Die ersten Gelder aus dem Soforthilfeprogramm für Betriebe in Zahlungsnot fließen bereits. Mehr als 8,4 Millionen Euro wurden bis Anfang der Woche in Baden-Württemberg bewilligt oder ausbezahlt. Insgesamt lagen bis Montagnachmittag 137 000 Anträge von Freiberuflern und Unternehmen bis 50 Mitarbeitern vor.
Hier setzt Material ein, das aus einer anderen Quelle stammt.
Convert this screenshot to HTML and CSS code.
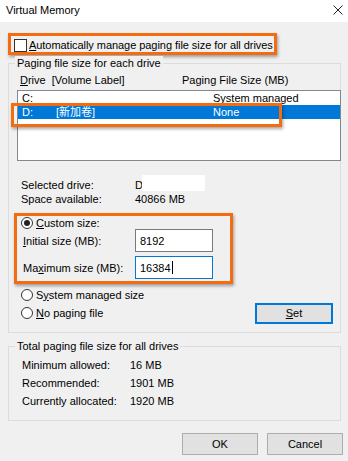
FILE: index.html
```html
<!DOCTYPE html>
<html lang="en">
<head>
    <meta charset="UTF-8">
    <title>Virtual Memory</title>
    <link rel="stylesheet" href="styles.css">
</head>
<body>
    <div class="titlebar">
        <span class="title">Virtual Memory</span>
        <svg class="close" width="10" height="10" viewBox="0 0 10 10">
            <path d="M0.5 0.5 L9.5 9.5 M9.5 0.5 L0.5 9.5" stroke="#222" stroke-width="1" fill="none"/>
        </svg>
    </div>

    <div class="content">
        <!-- 自动管理 -->
        <div class="mark mark-auto">
            <span class="checkbox"></span>
            <span class="check-text"><u>A</u>utomatically manage paging file size for all drives</span>
        </div>

        <div class="group group-drives">
            <span class="legend">Paging file size for each drive</span>

            <div class="list-head">
                <span class="col-drive"><u>D</u>rive <span class="vol">[Volume Label]</span></span>
                <span class="col-size">Paging File Size (MB)</span>
            </div>

            <div class="listbox">
                <div class="row">
                    <span class="cell-drive">C:</span>
                    <span class="cell-label"></span>
                    <span class="cell-size">System managed</span>
                </div>
                <div class="row selected">
                    <span class="cell-drive">D:</span>
                    <span class="cell-label">[新加卷]</span>
                    <span class="cell-size">None</span>
                </div>
            </div>

            <div class="info">
                <div class="info-row">
                    <span class="info-label">Selected drive:</span>
                    <span class="info-value">D<span class="redact"></span></span>
                </div>
                <div class="info-row">
                    <span class="info-label">Space available:</span>
                    <span class="info-value">40866 MB</span>
                </div>
            </div>

            <!-- 自定义大小 -->
            <div class="mark mark-custom">
                <div class="radio-row custom">
                    <span class="radio checked"></span>
                    <span class="radio-text"><u>C</u>ustom size:</span>
                </div>
                <div class="field">
                    <span class="field-label"><u>I</u>nitial size (MB):</span>
                    <div class="textbox">8192</div>
                </div>
                <div class="field field-gap">
                    <span class="field-label">Ma<u>x</u>imum size (MB):</span>
                    <div class="textbox focused">16384<span class="caret"></span></div>
                </div>
            </div>

            <div class="radio-row system">
                <span class="radio"></span>
                <span class="radio-text">S<u>y</u>stem managed size</span>
            </div>

            <div class="radio-row nopaging">
                <div class="radio-left">
                    <span class="radio"></span>
                    <span class="radio-text"><u>N</u>o paging file</span>
                </div>
                <button class="btn btn-set"><u>S</u>et</button>
            </div>
        </div>

        <div class="group group-total">
            <span class="legend">Total paging file size for all drives</span>
            <div class="total-row">
                <span class="total-label">Minimum allowed:</span>
                <span>16 MB</span>
            </div>
            <div class="total-row">
                <span class="total-label">Recommended:</span>
                <span>1901 MB</span>
            </div>
            <div class="total-row">
                <span class="total-label">Currently allocated:</span>
                <span>1920 MB</span>
            </div>
        </div>

        <div class="buttons">
            <button class="btn btn-dialog">OK</button>
            <button class="btn btn-dialog">Cancel</button>
        </div>
    </div>
</body>
</html>
```

FILE: styles.css
```css
/* 基础重置 */
* {
    margin: 0;
    padding: 0;
    box-sizing: border-box;
}

html, body {
    width: 100%;
    height: 100%;
    overflow: hidden;
}

body {
    background: #f0f0f0;
    font-family: "Liberation Sans", Arial, "Noto Sans CJK SC", sans-serif;
    font-size: 11px;
    line-height: 14px;
    color: #000;
    white-space: nowrap;
}

u {
    text-decoration: underline;
    text-underline-offset: 1px;
}

/* 标题栏 */
.titlebar {
    height: 22px;
    background: #fff;
    display: flex;
    align-items: center;
    justify-content: space-between;
    padding: 0 5px 2px 6px;
}

.close {
    display: block;
    margin-top: -1px;
}

.content {
    padding: 0 7px 0 8px;
}

/* 橙色标注框 */
.mark {
    border: 3px solid #f36c12;
    box-shadow: 1px 2px 3px rgba(0,0,0,0.35);
}

.mark-auto {
    margin-top: 11px;
    width: 269px;
    height: 22px;
    display: flex;
    align-items: center;
    padding: 2px 0 0 3px;
}

.checkbox {
    width: 13px;
    height: 13px;
    border: 1px solid #333;
    background: #fff;
    flex-shrink: 0;
}

.check-text {
    margin-left: 2px;
    letter-spacing: -0.05px;
}

/* 分组框 */
.group {
    border: 1px solid #dcdcdc;
    margin-top: 8px;
}

.legend {
    display: block;
    width: max-content;
    height: 14px;
    margin: -8px 0 0 6px;
    padding: 0 2px;
    background: #f0f0f0;
}

.list-head {
    display: flex;
    height: 14px;
    margin-top: 3px;
    padding-left: 11px;
}

.col-drive {
    width: 162px;
}

.vol {
    margin-left: 3px;
}

.listbox {
    margin: 3px -1px 0 8px;
    height: 71px;
    border: 1px solid #828790;
    background: #fff;
}

.row {
    position: relative;
    display: flex;
    align-items: center;
    height: 14px;
}

.row.selected {
    background: #0078d7;
    color: #fff;
}

/* 选中行的标注 */
.row.selected::after {
    content: '';
    position: absolute;
    left: -7px;
    top: -2px;
    width: 265px;
    height: 18px;
    border: 3px solid #f36c12;
    box-shadow: 1px 2px 3px rgba(0,0,0,0.35);
}

.cell-drive {
    width: 38px;
    padding-left: 4px;
}

.cell-label {
    width: 157px;
}

.info {
    margin-top: 17px;
    padding-left: 12px;
}

.info-row {
    display: flex;
    height: 14px;
}

.info-label {
    width: 114px;
}

.info-value {
    display: flex;
}

.redact {
    display: block;
    width: 63px;
    height: 16px;
    margin: -3px 0 0 -1px;
    background: #fff;
}

.mark-custom {
    margin: 7px 0 0 5px;
    width: 219px;
    padding-bottom: 2px;
}

.radio-row {
    display: flex;
    align-items: center;
}

.radio-row.custom {
    height: 13px;
    padding-left: 4px;
}

.radio {
    width: 12px;
    height: 12px;
    border: 1px solid #333;
    border-radius: 50%;
    background: #fff;
    flex-shrink: 0;
    position: relative;
}

.radio.checked::after {
    content: '';
    position: absolute;
    left: 2px;
    top: 2px;
    width: 6px;
    height: 6px;
    border-radius: 50%;
    background: #222;
}

.radio-text {
    margin-left: 3px;
}

.field {
    display: flex;
    align-items: center;
    height: 23px;
    padding-left: 6px;
}

.field-gap {
    margin-top: 4px;
}

.field-label {
    width: 112px;
}

.textbox {
    width: 78px;
    height: 23px;
    border: 1px solid #7a7a7a;
    background: #fff;
    padding-left: 4px;
    display: flex;
    align-items: center;
}

.textbox.focused {
    border-color: #0078d7;
}

.caret {
    display: block;
    width: 1px;
    height: 13px;
    background: #000;
    margin-left: 1px;
}

.radio-row.system {
    margin-top: 4px;
    height: 13px;
    padding-left: 12px;
}

.radio-row.nopaging {
    margin-top: 1px;
    height: 22px;
    padding: 0 7px 0 12px;
    justify-content: space-between;
}

.radio-left {
    display: flex;
    align-items: center;
}

.group-drives {
    padding-bottom: 8px;
}

/* 按钮 */
.btn {
    font: inherit;
    color: #000;
    background: #e1e1e1;
    border: 1px solid #adadad;
    display: flex;
    align-items: center;
    justify-content: center;
}

.btn-set {
    width: 78px;
    height: 21px;
    border: 2px solid #0078d7;
}

.group-total {
    margin-top: 13px;
    padding-bottom: 10px;
}

.total-row {
    display: flex;
    align-items: center;
    height: 18px;
    padding-left: 13px;
}

.total-row:first-of-type {
    margin-top: 3px;
}

.total-label {
    width: 108px;
}

.buttons {
    display: flex;
    justify-content: flex-end;
    gap: 9px;
    margin: 12px -2px 0 0;
}

.btn-dialog {
    width: 76px;
    height: 22px;
}
```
Wie viel Handwerker unter den 200 000 Antragsstellern in Bayern sind, ist nicht bekannt. Der Anteil der Handwerker wird vom bayerischen Wirtschaftsministeriums nicht gesondert ausgewiesen, da die Anträge nicht bei den Kammern, sondern von der Bezirksregierung erfasst werden. Kommende Woche soll das bayerische Landesprogramm aufgestockt werden. Und in wenigen Tagen sollen auch die Antragsformulare für Landwirte zur Verfügung stehen.